Pendant cette thérapie si différente qui nous confronte à nous-même, j’ai pris des décisions parfois difficiles. Alors que dans les thérapies précédentes, les psychologues que j’avais consultés écoutaient et me suggéraient d’oublier le passé pour mieux planifier mon avenir, on me demandait cette fois de reculer, d’explorer ce passé douloureux et de fouiller ma mémoire pour enfin comprendre le pourquoi derrière ces gestes, puis m’inciter doucement à réaliser mon propre rôle dans les actions traumatisantes du passé. Plutôt que de nourrir mon sentiment de victime, on me guidait tranquillement sur un chemin où j’ai pu prendre conscience de l’impact de ces gestes sur ma perception des relations humaines et sur l’estime que j’avais de moi-même. J’ai été par la suite en mesure d’effectuer des choix différents, parce que je n’étais plus la même, je n’étais plus seulement celle qui avait subi. J’avais changé. Ma perception de la vie aussi.
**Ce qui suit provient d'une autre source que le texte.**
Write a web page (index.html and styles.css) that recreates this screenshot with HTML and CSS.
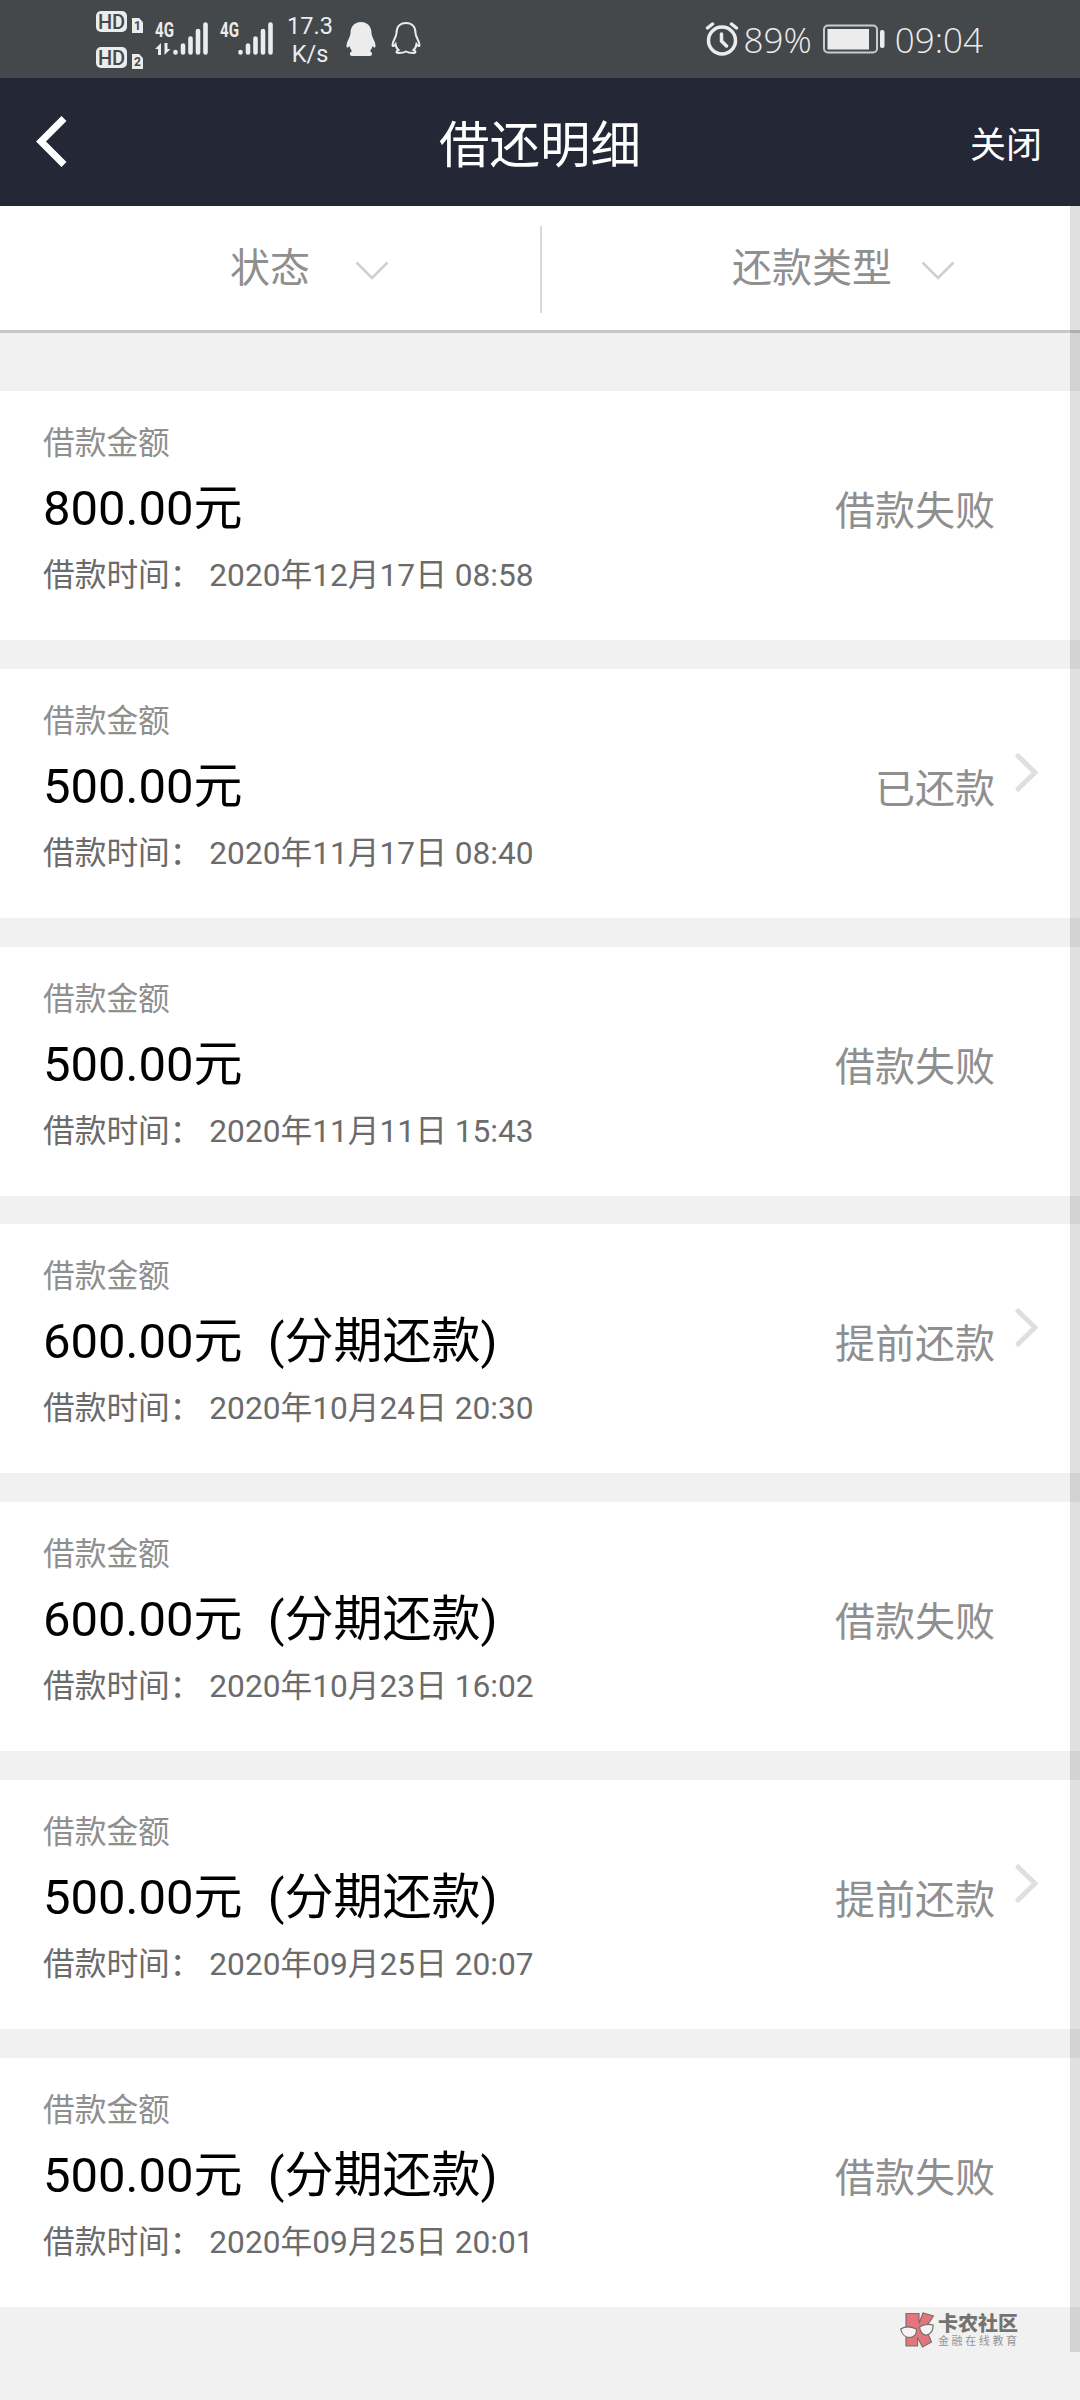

Aujourd’hui, je suis heureuse. Je n’aurais jamais pensé que cela puisse être possible pour moi. Pas après les abus, la violence, le viol, la mort toute proche. Je pensais que c’était fini et que j’étais trop brisée. Je reconnais maintenant ma valeur. Je sais que le bonheur est au fond de moi et qu’il dépend de mes décisions et de mes choix. J’ai appris à me faire confiance. Je ne suis plus une victime, ni une survivante. Car grâce à cet appel à La Traversée, ce premier acte de courage de ma part, j’ai appris à vivre et non plus à simplement survivre. Je n’ai pas de mots pour faire comprendre totalement à quel point ma vie est transformée. Je souhaite que tous puissent avoir accès à cette traversée.